#### [Data segment]
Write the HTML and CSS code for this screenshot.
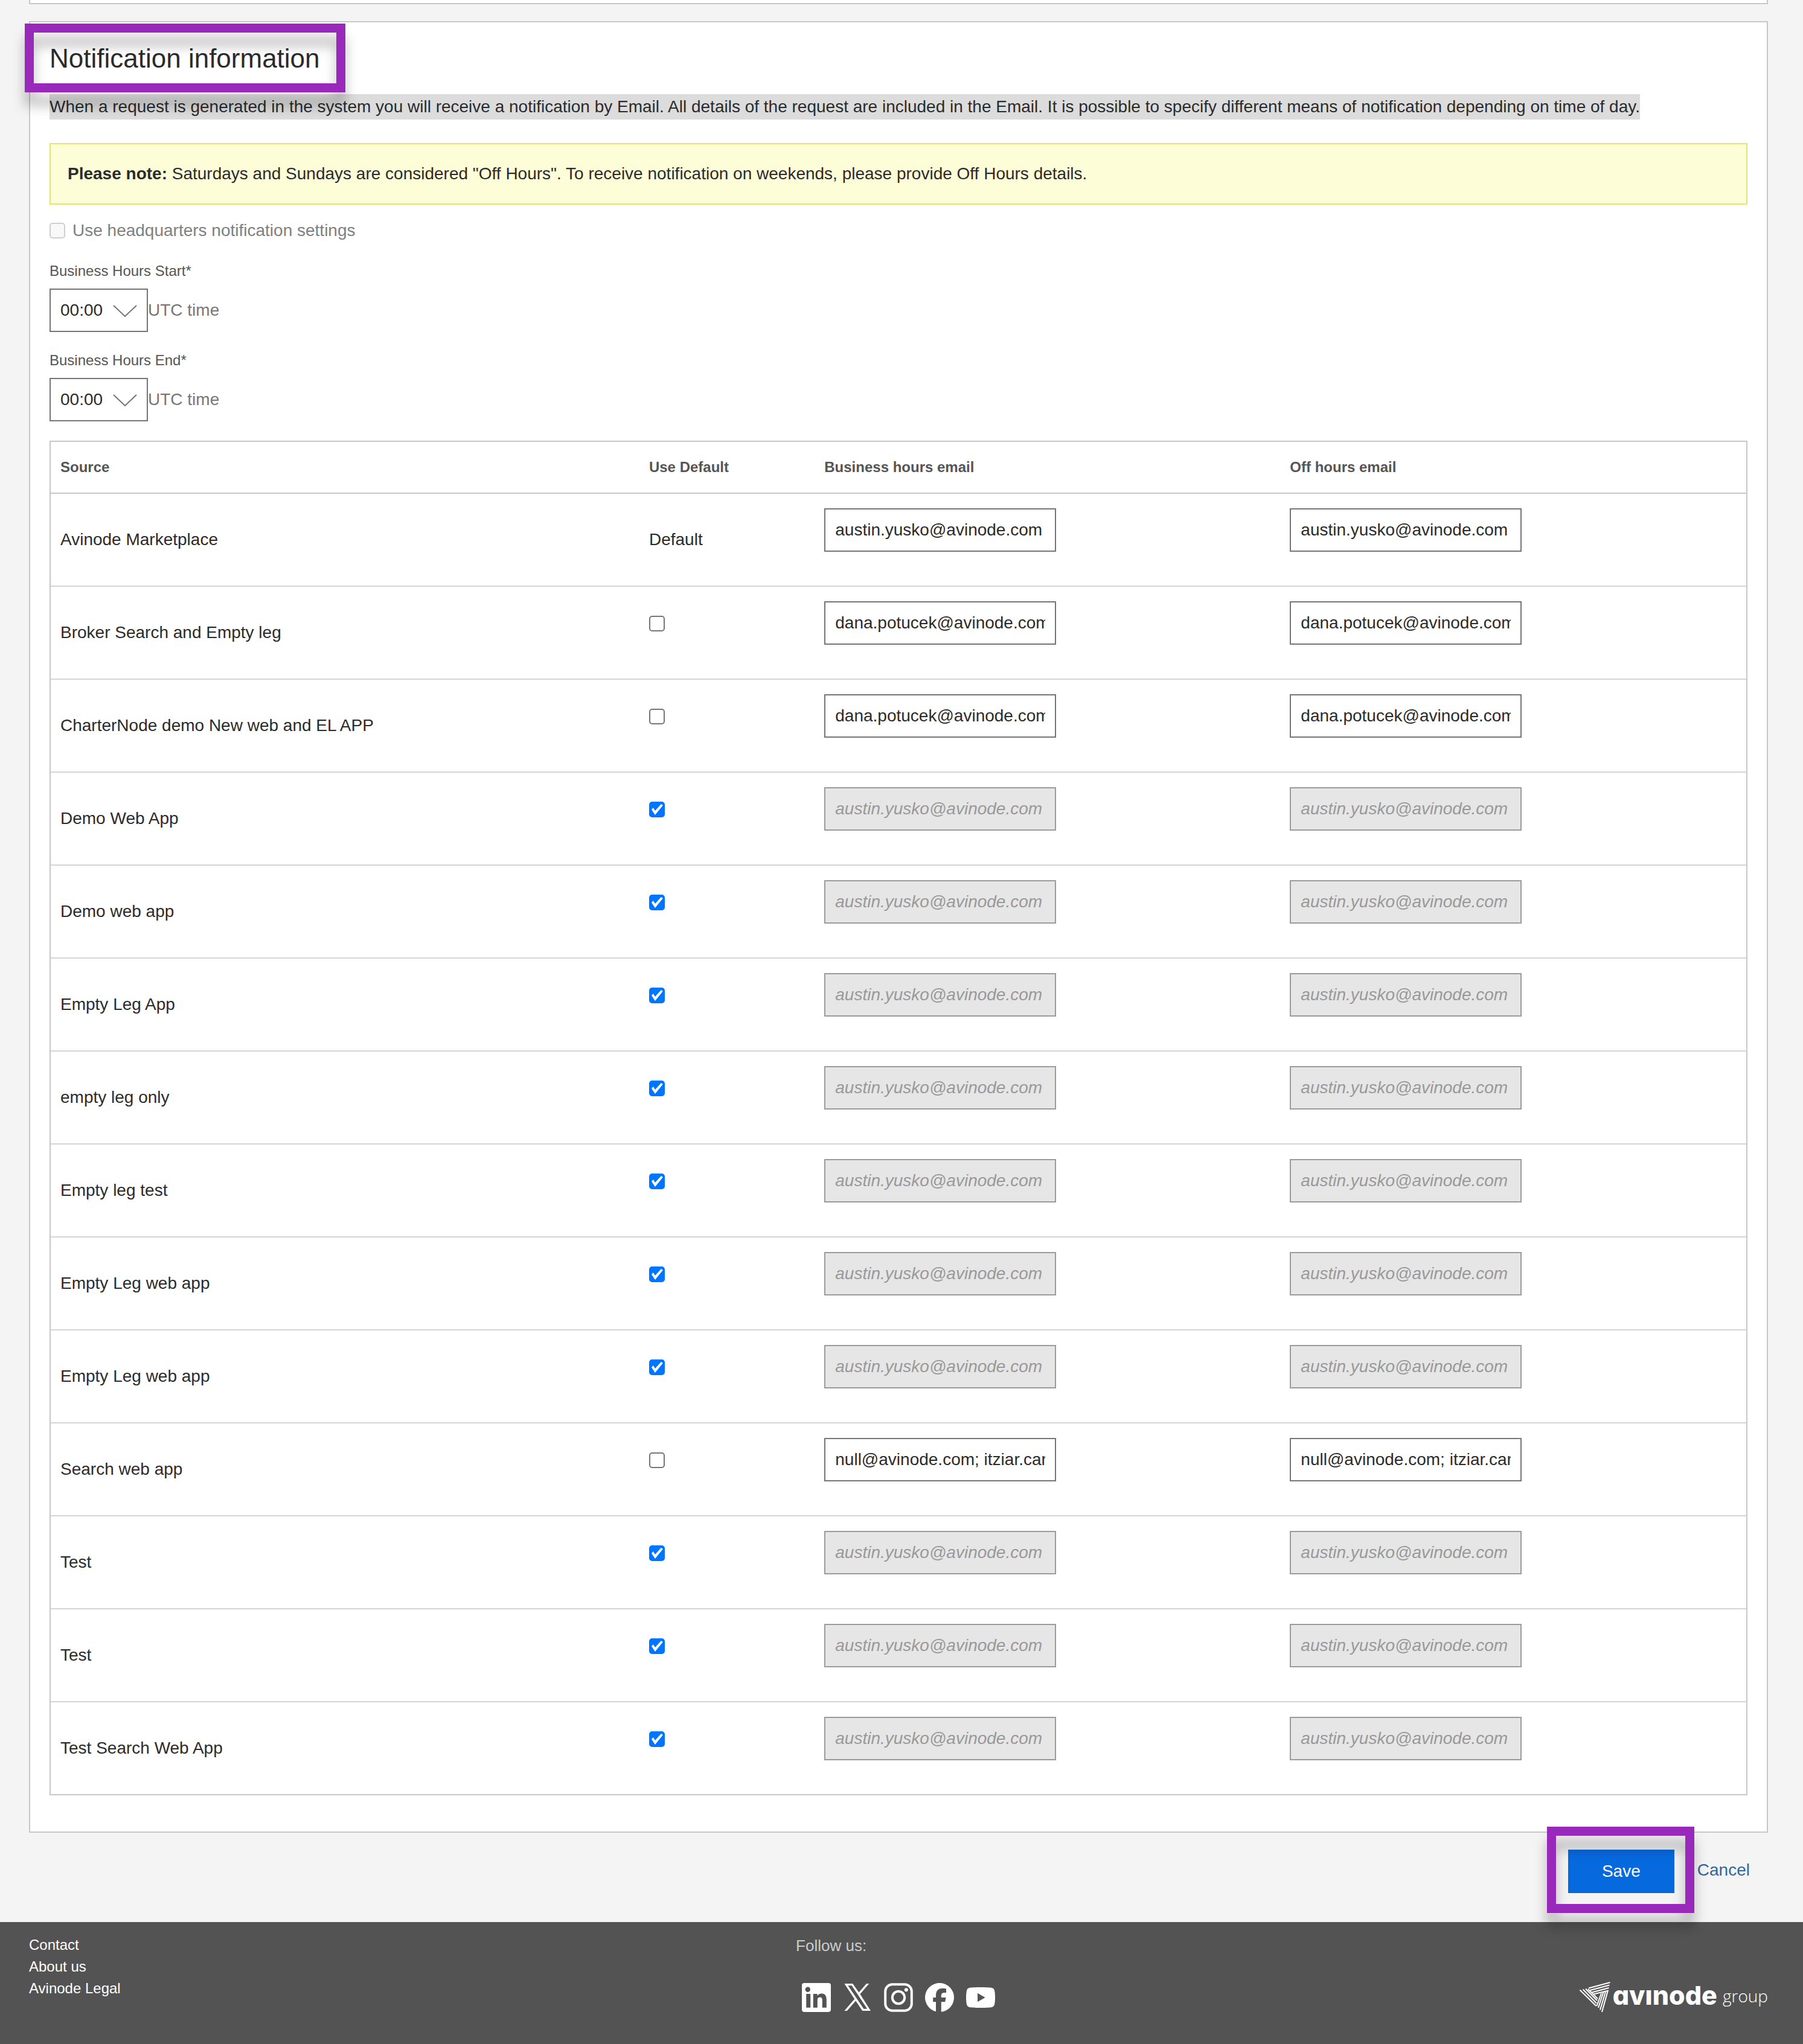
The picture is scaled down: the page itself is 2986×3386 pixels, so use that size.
FILE: index.html
```html
<!DOCTYPE html>
<html lang="en">
<head>
    <meta charset="UTF-8">
    <meta name="viewport" content="width=device-width, initial-scale=1">
    <title>Notification information</title>
    <link rel="stylesheet" href="styles.css">
</head>
<body>
<form class="page">
    <div class="card card-prev"></div>
    <div class="card">
        <h2><span class="marked mark-title">Notification information</span></h2>
        <p class="intro"><span>When a request is generated in the system you will receive a notification by Email. All details of the request are included in the Email. It is possible to specify different means of notification depending on time of day.</span></p>
        <div class="note"><b>Please note:</b> Saturdays and Sundays are considered "Off Hours". To receive notification on weekends, please provide Off Hours details.</div>

        <label class="hq"><input type="checkbox" name="hq" disabled>Use headquarters notification settings</label>

        <div class="field">
            <label for="start">Business Hours Start*</label>
            <div class="time">
                <select id="start" name="start"><option>00:00</option></select>
                <svg viewBox="0 0 40 20"><path d="M1 1l19 18L39 1"/></svg>
                <span>UTC time</span>
            </div>
        </div>
        <div class="field">
            <label for="end">Business Hours End*</label>
            <div class="time">
                <select id="end" name="end"><option>00:00</option></select>
                <svg viewBox="0 0 40 20"><path d="M1 1l19 18L39 1"/></svg>
                <span>UTC time</span>
            </div>
        </div>

        <table>
            <colgroup>
                <col class="col-source">
                <col class="col-default">
                <col class="col-email">
                <col>
            </colgroup>
            <thead>
            <tr>
                <th>Source</th>
                <th>Use Default</th>
                <th>Business hours email</th>
                <th>Off hours email</th>
            </tr>
            </thead>
            <tbody id="sources"></tbody>
        </table>
    </div>

    <div class="actions">
        <span class="marked mark-save"><button type="button">Save</button></span>
        <a href="#">Cancel</a>
    </div>
</form>

<footer>
    <div class="links">
        <a href="#">Contact</a>
        <a href="#">About us</a>
        <a href="#">Avinode Legal</a>
    </div>
    <div class="follow">
        <p>Follow us:</p>
        <div class="social">
            <a href="#" aria-label="LinkedIn"><svg viewBox="0 0 24 24"><path d="M22.2 0H1.8C.8 0 0 .8 0 1.700v20.600C0 23.200.8 24 1.800 24h20.400c1 0 1.800-.8 1.800-1.700V1.700C24 .8 23.200 0 22.200 0zM7.100 20.400H3.600V9h3.500v11.400zM5.300 7.400a2.100 2.100 0 1 1 0-4.100 2.100 2.100 0 0 1 0 4.100zm15.100 13h-3.500v-5.600c0-1.300 0-3-1.900-3s-2.100 1.400-2.100 2.900v5.700H9.400V9h3.400v1.600c.5-.9 1.600-1.900 3.400-1.900 3.600 0 4.200 2.400 4.200 5.500v6.200z"/></svg></a>
            <a href="#" aria-label="X"><svg viewBox="0 0 24 24"><path d="M1.200.5h6.900l5.100 7.200L19.500.5h2.200l-7.500 8.600 8.800 13.900h-6.900l-5.500-8.300-7.200 8.300H1.200l8.400-9.700zM4.200 2.100l13 19.300h2.900L7.300 2.100z"/></svg></a>
            <a href="#" aria-label="Instagram"><svg viewBox="0 0 24 24"><rect class="line" x="1.100" y="1.100" width="21.800" height="21.800" rx="5.800"/><circle class="line" cx="12" cy="12" r="5.100"/><circle cx="18.400" cy="5.600" r="1.500"/></svg></a>
            <a href="#" aria-label="Facebook"><svg viewBox="0 0 24 24"><path d="M24 12a12 12 0 1 0-15 11.600v-8H6.600V12H9v-1.600c0-4.100 1.900-6 5.900-6 .8 0 2.100.2 2.600.3v3.300c-.3 0-.8 0-1.400 0-2 0-2.700.7-2.700 2.700V12h3.900l-.7 3.600h-3.200v8.300A12 12 0 0 0 24 12z"/></svg></a>
            <a href="#" aria-label="YouTube"><svg viewBox="0 0 24 24"><path d="M23.500 6.200a3 3 0 0 0-2.100-2.200C19.500 3.500 12 3.500 12 3.500s-7.500 0-9.400.5A3 3 0 0 0 .5 6.200 31 31 0 0 0 0 12c0 2 .1 3.900.5 5.800a3 3 0 0 0 2.100 2.200c1.900.5 9.400.5 9.400.5s7.500 0 9.400-.5a3 3 0 0 0 2.100-2.200c.4-1.900.5-3.800.5-5.800s-.1-3.900-.5-5.800zM9.500 15.600V8.400l6.300 3.600z"/></svg></a>
        </div>
    </div>
    <div class="logo">
        <svg viewBox="0 0 51 51">
            <path d="M15 10.500L50.500 1M17.500 14L49.500 5.500M20.500 17.500L48.500 10M23 20.500L48 14.500"/>
            <path d="M.5 13.500L27.500 40M5.500 12.500L28 35.500M10 11.500L29 31M14 12l16 16"/>
            <path d="M37 50L46.500 16M34 46.500L43 16.500M31 43L39.500 17M28.500 40L36 19"/>
        </svg>
        <span class="brand">avınode</span>
        <span class="group">group</span>
    </div>
</footer>
<script>
    const austin = 'austin.yusko@avinode.com'
    const dana = 'dana.potucek@avinode.com'
    const many = 'null@avinode.com; itziar.carracedo@avinode.com'

    // name, email, use default (null = the default row itself)
    const sources = [
        ['Avinode Marketplace', austin, null],
        ['Broker Search and Empty leg', dana, false],
        ['CharterNode demo New web and EL APP', dana, false],
        ['Demo Web App', austin, true],
        ['Demo web app', austin, true],
        ['Empty Leg App', austin, true],
        ['empty leg only', austin, true],
        ['Empty leg test', austin, true],
        ['Empty Leg web app', austin, true],
        ['Empty Leg web app', austin, true],
        ['Search web app', many, false],
        ['Test', austin, true],
        ['Test', austin, true],
        ['Test Search Web App', austin, true]
    ]

    document.getElementById('sources').innerHTML = sources.map(([name, email, def], i) => {
        const check = def === null ? 'Default'
            : `<input type="checkbox" name="default${i}" aria-label="Use default for ${name}" ${def ? 'checked' : ''}>`
        const off = def ? 'disabled' : ''
        return `<tr>
            <td>${name}</td>
            <td>${check}</td>
            <td><input type="text" name="business${i}" aria-label="Business hours email for ${name}" value="${email}" ${off}></td>
            <td><input type="text" name="off${i}" aria-label="Off hours email for ${name}" value="${email}" ${off}></td>
        </tr>`
    }).join('')
</script>
</body>
</html>
```

FILE: styles.css
```css
* {
    margin: 0;
    padding: 0;
    box-sizing: border-box;
}

body {
    background-color: #f4f4f4;
    font-family: "Liberation Sans", Arial, sans-serif;
    font-size: 28px;
    line-height: 42px;
    color: #2b2b2b;
    min-height: 100vh;
    display: flex;
    flex-direction: column;
}

.page {
    padding: 0 58px 0 48px;
}

.card {
    background-color: #fff;
    border: 2px solid #c8c8c8;
    padding: 32px 32px 60px;
}

.card-prev {
    height: 7px;
    border-top: none;
    padding: 0;
    margin-bottom: 28px;
}

h2 {
    font-size: 44px;
    font-weight: normal;
    line-height: 56px;
    margin-bottom: 31px;
}

.intro {
    margin-bottom: 39px;
}

.intro span {
    background-color: #dcdcdc;
    display: inline-block;
}

.note {
    background-color: #fdfdd7;
    border: 2px solid #e4e56c;
    padding: 28px;
    margin-bottom: 22px;
}

/* purple frames drawn over the page */
.marked {
    position: relative;
    display: inline-block;
}

.marked::after {
    content: "";
    position: absolute;
    z-index: 1;
    border: 15px solid #9829bb;
    filter: drop-shadow(0 22px 10px rgba(0, 0, 0, .26));
    pointer-events: none;
}

.mark-title::after {
    inset: -30px -42px -28px -41px;
}

.mark-save::after {
    inset: -38px -33px -33px -35px;
}

.hq {
    display: flex;
    align-items: center;
    gap: 12px;
    color: #808080;
    margin-bottom: 28px;
}

.field {
    margin-bottom: 29px;
}

.field label {
    display: block;
    font-size: 24px;
    line-height: 36px;
    color: #555;
    margin-bottom: 11px;
}

.time {
    position: relative;
    display: flex;
    align-items: center;
    color: #777;
}

.time select {
    width: 163px;
    height: 72px;
    border: 2px solid #757575;
    border-radius: 0;
    background-color: #fff;
    appearance: none;
    padding: 0 16px;
    font: inherit;
    color: #2b2b2b;
}

.time svg {
    position: absolute;
    left: 105px;
    top: 27px;
    width: 40px;
    height: 20px;
    fill: none;
    stroke: #757575;
    stroke-width: 2;
    pointer-events: none;
}

table {
    width: 100%;
    table-layout: fixed;
    border: 2px solid #c8c8c8;
    border-spacing: 0;
    margin-top: 32px;
}

.col-source {
    width: 34.72%;
}

.col-default {
    width: 10.34%;
}

.col-email {
    width: 27.46%;
}

th {
    height: 86px;
    padding: 0 16px;
    border-bottom: 2px solid #c8c8c8;
    font-size: 24px;
    text-align: left;
    color: #555;
}

td {
    height: 154px;
    padding: 0 16px;
    border-bottom: 2px solid #d5d5d5;
}

tr:last-child td {
    height: 152px;
    border-bottom: none;
}

input[type=text] {
    display: block;
    width: 384px;
    height: 72px;
    border: 2px solid #757575;
    background-color: #fff;
    padding: 0 16px;
    margin-bottom: 32px;
    font: inherit;
    color: #2b2b2b;
}

input[type=text]:disabled {
    border-color: #9b9b9b;
    background-color: #e6e6e6;
    color: #999;
    font-style: italic;
}

input[type=checkbox] {
    appearance: none;
    display: block;
    position: relative;
    width: 26px;
    height: 26px;
    border: 2px solid #767676;
    border-radius: 5px;
    background-color: #fff;
}

td input[type=checkbox] {
    margin-bottom: 30px;
}

input[type=checkbox]:disabled {
    border-color: #cfcfcf;
    background-color: #f8f8f8;
}

input[type=checkbox]:checked {
    border-color: #0075ff;
    background-color: #0075ff;
}

input[type=checkbox]:checked::after {
    content: "";
    position: absolute;
    inset: -2px;
    background-color: #fff;
    clip-path: polygon(4px 13px, 7px 10px, 10px 15px, 20px 4px, 23px 6px, 10px 22px);
}

.actions {
    display: flex;
    justify-content: flex-end;
    align-items: center;
    gap: 38px;
    padding: 28px 30px 48px 0;
}

button {
    display: block;
    width: 176px;
    height: 72px;
    border: none;
    background-color: #0769de;
    font: inherit;
    color: #fff;
}

.actions a {
    color: #336699;
    text-decoration: none;
    padding-bottom: 5px;
}

footer {
    flex: 1;
    display: grid;
    grid-template-columns: 44.1% 1fr auto;
    background-color: #535353;
    padding: 20px 58px 48px 48px;
}

footer a {
    display: block;
    color: #fff;
    text-decoration: none;
}

.links {
    font-size: 24px;
    line-height: 36px;
}

.follow {
    font-size: 26px;
    line-height: 38px;
    color: #ccc;
}

.social {
    display: flex;
    gap: 20px;
    margin: 43px 0 0 10px;
}

.social svg {
    display: block;
    width: 48px;
    height: 48px;
    fill: #fff;
}

.social .line {
    fill: none;
    stroke: #fff;
    stroke-width: 2;
}

.logo {
    display: flex;
    align-items: center;
    align-self: start;
    margin-top: 79px;
    line-height: 1;
    color: #fff;
}

.logo svg {
    width: 51px;
    height: 51px;
    fill: none;
    stroke: #fff;
    stroke-width: 2;
    margin-right: 4px;
}

.logo span {
    padding-bottom: 6px;
}

.brand {
    font-family: Inter, sans-serif;
    font-size: 43px;
    font-weight: 800;
    font-feature-settings: "cv11";
    margin-right: 9px;
}

.group {
    font-family: "Open Sans", sans-serif;
    font-size: 28px;
    font-weight: 300;
}
```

#### [Problem to solve]
Looking at the material above, count the lines containing the string "itself" and reply with the count alone.

#### [Written solution]
2